— Start —

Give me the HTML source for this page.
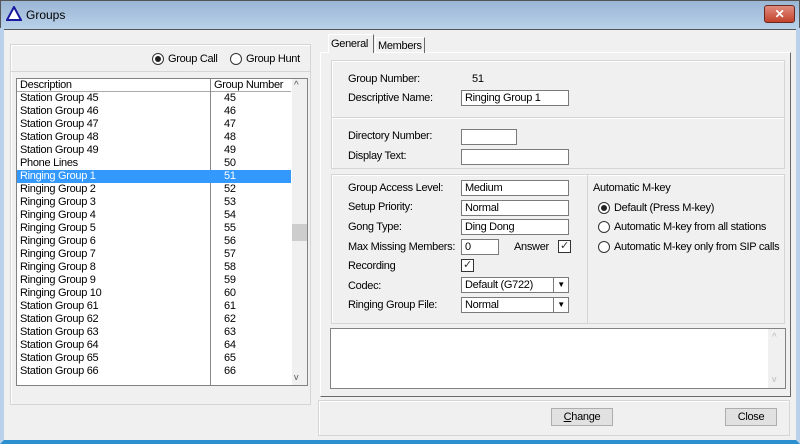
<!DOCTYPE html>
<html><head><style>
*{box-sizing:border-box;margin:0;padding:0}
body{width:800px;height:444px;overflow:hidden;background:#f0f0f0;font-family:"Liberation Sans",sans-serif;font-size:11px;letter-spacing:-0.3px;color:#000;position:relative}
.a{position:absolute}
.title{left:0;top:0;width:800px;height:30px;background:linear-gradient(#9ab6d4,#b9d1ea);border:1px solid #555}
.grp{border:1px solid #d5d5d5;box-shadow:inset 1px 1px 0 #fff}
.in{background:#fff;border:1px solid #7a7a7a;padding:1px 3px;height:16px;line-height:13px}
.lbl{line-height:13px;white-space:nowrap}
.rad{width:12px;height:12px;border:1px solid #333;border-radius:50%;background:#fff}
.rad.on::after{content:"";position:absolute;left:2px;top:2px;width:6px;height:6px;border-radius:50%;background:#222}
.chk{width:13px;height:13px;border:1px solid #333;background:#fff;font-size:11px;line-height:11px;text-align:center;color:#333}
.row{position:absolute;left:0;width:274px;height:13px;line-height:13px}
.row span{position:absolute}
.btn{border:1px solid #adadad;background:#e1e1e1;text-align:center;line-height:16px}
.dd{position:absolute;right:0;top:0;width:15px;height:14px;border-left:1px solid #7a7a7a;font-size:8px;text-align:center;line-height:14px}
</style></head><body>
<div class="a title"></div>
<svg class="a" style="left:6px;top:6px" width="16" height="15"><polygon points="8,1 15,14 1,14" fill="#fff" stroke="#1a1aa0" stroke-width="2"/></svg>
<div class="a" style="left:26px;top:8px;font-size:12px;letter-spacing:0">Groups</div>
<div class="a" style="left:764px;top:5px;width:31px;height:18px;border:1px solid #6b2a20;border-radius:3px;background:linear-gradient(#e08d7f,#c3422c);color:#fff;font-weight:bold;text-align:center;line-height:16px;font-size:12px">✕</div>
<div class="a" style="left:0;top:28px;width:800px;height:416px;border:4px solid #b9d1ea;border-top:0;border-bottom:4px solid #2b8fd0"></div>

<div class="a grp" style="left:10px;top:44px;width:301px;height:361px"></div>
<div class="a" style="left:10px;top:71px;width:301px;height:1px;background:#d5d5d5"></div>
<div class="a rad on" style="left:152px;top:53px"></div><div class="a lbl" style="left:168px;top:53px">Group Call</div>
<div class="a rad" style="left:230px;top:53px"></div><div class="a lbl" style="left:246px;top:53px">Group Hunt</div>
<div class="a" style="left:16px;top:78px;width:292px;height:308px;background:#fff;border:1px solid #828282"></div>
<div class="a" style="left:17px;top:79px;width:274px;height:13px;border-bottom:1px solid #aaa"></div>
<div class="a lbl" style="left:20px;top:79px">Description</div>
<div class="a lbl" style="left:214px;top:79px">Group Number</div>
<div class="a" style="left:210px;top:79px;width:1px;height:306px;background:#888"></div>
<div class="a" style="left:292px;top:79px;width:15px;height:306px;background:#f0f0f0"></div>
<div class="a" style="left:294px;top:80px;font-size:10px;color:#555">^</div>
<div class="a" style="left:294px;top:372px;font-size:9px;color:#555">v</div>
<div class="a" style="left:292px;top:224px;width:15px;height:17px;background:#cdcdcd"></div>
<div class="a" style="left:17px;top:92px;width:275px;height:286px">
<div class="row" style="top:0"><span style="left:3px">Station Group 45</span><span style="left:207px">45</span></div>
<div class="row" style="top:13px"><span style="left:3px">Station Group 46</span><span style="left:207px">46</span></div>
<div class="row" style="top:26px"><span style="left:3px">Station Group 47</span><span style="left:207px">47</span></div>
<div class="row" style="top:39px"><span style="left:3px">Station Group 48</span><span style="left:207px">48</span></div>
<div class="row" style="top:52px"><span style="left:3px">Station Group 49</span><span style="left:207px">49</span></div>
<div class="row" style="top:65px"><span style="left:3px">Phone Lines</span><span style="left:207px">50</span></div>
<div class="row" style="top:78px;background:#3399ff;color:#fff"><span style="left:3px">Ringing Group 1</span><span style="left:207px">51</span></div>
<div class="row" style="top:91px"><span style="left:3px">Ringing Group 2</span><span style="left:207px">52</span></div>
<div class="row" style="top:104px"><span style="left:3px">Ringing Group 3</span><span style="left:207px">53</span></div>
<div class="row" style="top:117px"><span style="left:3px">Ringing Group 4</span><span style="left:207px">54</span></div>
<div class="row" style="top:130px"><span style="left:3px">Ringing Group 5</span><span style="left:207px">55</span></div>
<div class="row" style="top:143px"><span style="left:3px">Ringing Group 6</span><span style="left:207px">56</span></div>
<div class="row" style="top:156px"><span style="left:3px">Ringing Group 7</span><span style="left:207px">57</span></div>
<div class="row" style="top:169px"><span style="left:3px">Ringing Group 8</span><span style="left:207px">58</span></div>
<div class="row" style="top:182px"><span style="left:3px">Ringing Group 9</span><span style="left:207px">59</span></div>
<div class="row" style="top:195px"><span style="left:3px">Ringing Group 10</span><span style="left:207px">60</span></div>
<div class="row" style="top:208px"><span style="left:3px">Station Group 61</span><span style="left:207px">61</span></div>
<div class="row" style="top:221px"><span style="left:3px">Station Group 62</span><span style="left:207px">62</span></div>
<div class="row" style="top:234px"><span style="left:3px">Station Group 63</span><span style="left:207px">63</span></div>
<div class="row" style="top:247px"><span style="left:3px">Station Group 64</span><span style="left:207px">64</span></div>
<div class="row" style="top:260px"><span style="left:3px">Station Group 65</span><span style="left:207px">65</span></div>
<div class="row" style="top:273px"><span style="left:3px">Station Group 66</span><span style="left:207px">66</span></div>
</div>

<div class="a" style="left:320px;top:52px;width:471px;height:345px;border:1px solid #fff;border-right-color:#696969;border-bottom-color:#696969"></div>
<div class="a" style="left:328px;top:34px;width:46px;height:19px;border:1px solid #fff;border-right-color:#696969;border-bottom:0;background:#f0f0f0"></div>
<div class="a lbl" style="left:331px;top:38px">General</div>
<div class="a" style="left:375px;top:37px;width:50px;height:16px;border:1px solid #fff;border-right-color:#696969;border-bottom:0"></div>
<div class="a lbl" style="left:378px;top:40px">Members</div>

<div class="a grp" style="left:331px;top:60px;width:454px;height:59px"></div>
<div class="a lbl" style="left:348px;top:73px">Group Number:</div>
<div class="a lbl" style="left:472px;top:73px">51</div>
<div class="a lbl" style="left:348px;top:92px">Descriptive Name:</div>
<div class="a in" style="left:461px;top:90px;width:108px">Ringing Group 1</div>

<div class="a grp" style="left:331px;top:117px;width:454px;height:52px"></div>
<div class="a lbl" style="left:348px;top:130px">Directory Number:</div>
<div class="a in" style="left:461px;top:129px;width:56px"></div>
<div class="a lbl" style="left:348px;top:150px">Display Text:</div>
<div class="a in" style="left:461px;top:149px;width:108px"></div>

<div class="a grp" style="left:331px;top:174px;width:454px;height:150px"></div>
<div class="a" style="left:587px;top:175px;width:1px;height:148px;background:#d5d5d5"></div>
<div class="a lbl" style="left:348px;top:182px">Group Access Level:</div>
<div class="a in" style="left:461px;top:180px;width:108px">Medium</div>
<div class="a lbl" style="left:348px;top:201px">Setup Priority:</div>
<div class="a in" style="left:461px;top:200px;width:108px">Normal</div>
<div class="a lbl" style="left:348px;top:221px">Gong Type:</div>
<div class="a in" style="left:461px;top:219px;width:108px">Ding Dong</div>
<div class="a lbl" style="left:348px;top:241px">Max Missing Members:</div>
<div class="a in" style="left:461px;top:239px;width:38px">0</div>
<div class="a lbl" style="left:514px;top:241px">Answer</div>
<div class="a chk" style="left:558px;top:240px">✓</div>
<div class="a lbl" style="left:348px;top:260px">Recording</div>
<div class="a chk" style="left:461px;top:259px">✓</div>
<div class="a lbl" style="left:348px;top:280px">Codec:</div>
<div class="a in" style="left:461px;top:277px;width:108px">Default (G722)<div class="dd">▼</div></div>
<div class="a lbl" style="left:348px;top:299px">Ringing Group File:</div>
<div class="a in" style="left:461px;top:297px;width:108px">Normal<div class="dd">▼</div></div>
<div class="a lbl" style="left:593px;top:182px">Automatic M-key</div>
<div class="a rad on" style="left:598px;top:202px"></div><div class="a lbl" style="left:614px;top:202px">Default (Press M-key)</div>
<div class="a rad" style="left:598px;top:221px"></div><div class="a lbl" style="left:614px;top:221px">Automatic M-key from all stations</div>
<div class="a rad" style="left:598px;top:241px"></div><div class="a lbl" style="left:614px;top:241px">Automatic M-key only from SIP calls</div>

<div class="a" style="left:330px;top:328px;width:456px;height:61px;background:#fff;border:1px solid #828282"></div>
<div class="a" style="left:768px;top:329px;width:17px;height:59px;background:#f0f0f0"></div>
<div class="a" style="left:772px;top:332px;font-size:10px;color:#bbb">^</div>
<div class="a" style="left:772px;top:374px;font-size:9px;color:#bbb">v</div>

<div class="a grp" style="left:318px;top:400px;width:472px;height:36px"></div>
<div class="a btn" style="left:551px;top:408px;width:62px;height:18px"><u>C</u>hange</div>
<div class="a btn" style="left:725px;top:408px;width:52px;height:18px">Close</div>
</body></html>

— End —

## YOUR TASK
Everything from the first line of the listing above through the line that contains "solid #b9d1ea;border-top:0;border-bottom:4px solid" is to be restated word for word, minus the pictures.

## COMPLETE RESPONSE
Give me the HTML source for this page.
<!DOCTYPE html>
<html><head><style>
*{box-sizing:border-box;margin:0;padding:0}
body{width:800px;height:444px;overflow:hidden;background:#f0f0f0;font-family:"Liberation Sans",sans-serif;font-size:11px;letter-spacing:-0.3px;color:#000;position:relative}
.a{position:absolute}
.title{left:0;top:0;width:800px;height:30px;background:linear-gradient(#9ab6d4,#b9d1ea);border:1px solid #555}
.grp{border:1px solid #d5d5d5;box-shadow:inset 1px 1px 0 #fff}
.in{background:#fff;border:1px solid #7a7a7a;padding:1px 3px;height:16px;line-height:13px}
.lbl{line-height:13px;white-space:nowrap}
.rad{width:12px;height:12px;border:1px solid #333;border-radius:50%;background:#fff}
.rad.on::after{content:"";position:absolute;left:2px;top:2px;width:6px;height:6px;border-radius:50%;background:#222}
.chk{width:13px;height:13px;border:1px solid #333;background:#fff;font-size:11px;line-height:11px;text-align:center;color:#333}
.row{position:absolute;left:0;width:274px;height:13px;line-height:13px}
.row span{position:absolute}
.btn{border:1px solid #adadad;background:#e1e1e1;text-align:center;line-height:16px}
.dd{position:absolute;right:0;top:0;width:15px;height:14px;border-left:1px solid #7a7a7a;font-size:8px;text-align:center;line-height:14px}
</style></head><body>
<div class="a title"></div>
<svg class="a" style="left:6px;top:6px" width="16" height="15"><polygon points="8,1 15,14 1,14" fill="#fff" stroke="#1a1aa0" stroke-width="2"/></svg>
<div class="a" style="left:26px;top:8px;font-size:12px;letter-spacing:0">Groups</div>
<div class="a" style="left:764px;top:5px;width:31px;height:18px;border:1px solid #6b2a20;border-radius:3px;background:linear-gradient(#e08d7f,#c3422c);color:#fff;font-weight:bold;text-align:center;line-height:16px;font-size:12px">✕</div>
<div class="a" style="left:0;top:28px;width:800px;height:416px;border:4px solid #b9d1ea;border-top:0;border-bottom:4px solid #2b8fd0"></div>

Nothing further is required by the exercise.